HC Deb 09 April 1869 vol 195 cc477-8
MR. EATON

said, in the absence of his noble Friend Lord George Lennox, he would beg to ask the Secretary of State for the Home Department, Whether it is true that on Monday 29th March a person named Macdonald, who was engaged in Ms occupation of delivering Treasury circulars to the Members of the House, was stopped by a policeman at the corner of Stratton Street, in Piccadilly, and called upon to state his name and address; whether, on his declining to do so, he was seized by the constable on a charge of "loitering," and taken through the streets to the police station, where he was detained for some time, until the officers on duty could verify his account of himself; whether any report on the occurrence had been made by the officials which explained the action of the police; and, whether the instructions issued to the police authorities, authorizing such conduct, can be laid before the House?

MR. BRUCE

Sir, the account I have received of this affair is as follows:—About eight o'clock on the evening of March 29, a police sergeant observed a man standing in Stratton Street, Piccadilly. He afterwards moved stealthily on towards a doorway, stood at that door for some short time, went away without waiting for the door to be opened, and passed on as if wishing to avoid the policeman. The man's conduct being thus, in the opinion of the police sergeant, suspicious, the latter, as he says, asked him very civilly what his name was and what he was doing, but received a very rude answer. Thereupon the police sergeant told him that it was his duty when he observed people loitering in the streets under suspicious circumstances to ask their names, and if no satisfactory answer was given, to take them into custody.

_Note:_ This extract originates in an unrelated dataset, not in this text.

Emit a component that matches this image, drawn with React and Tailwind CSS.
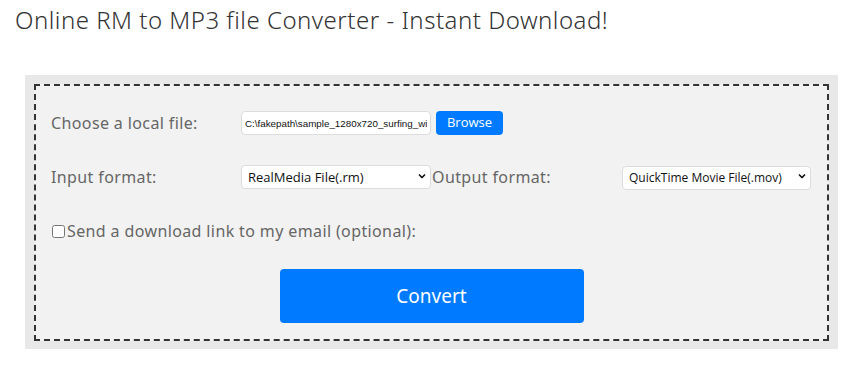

As the man still refused his name he was accordingly taken into custody and removed to a police station, where he gave an explanation, and was released after being detained thirty-five minutes. Now, the police sergeant acted under the authority, not of any rule or order given by the Commissioner of Police, but under the authority of the Metropolitan Police Act of 1839 (2 & 3 Vic. c. 47), the 64th section of which enacts— It shall be lawful for any constable belonging to the metropolitan police to take into custody without a warrant [among other suspicious persons] all persons whom he shall find between sunset and the hour of eight in the morning lying or loitering in any highway, yard, or other place, and not giving a satisfactory account of themselves. This Act has been enforced for some thirty years. It confers, no doubt, very large and somewhat formidable powers on the police, and it is to their credit that during these thirty years very few cases appear to have occurred where they have exercised this discretion injudiciously. It so happens that on that very night, under the authority of the Act, three persons were taken up, who turned out to be notorious thieves, and have since been committed to gaol. There is no doubt that in this case a mistake was committed, partly from the fault of the man himself, who might have relieved himself from all suspicion by saying who he was; and it seems only fair that when the police have a very difficult duty to perform they should have some assistance, so as to execute their duty.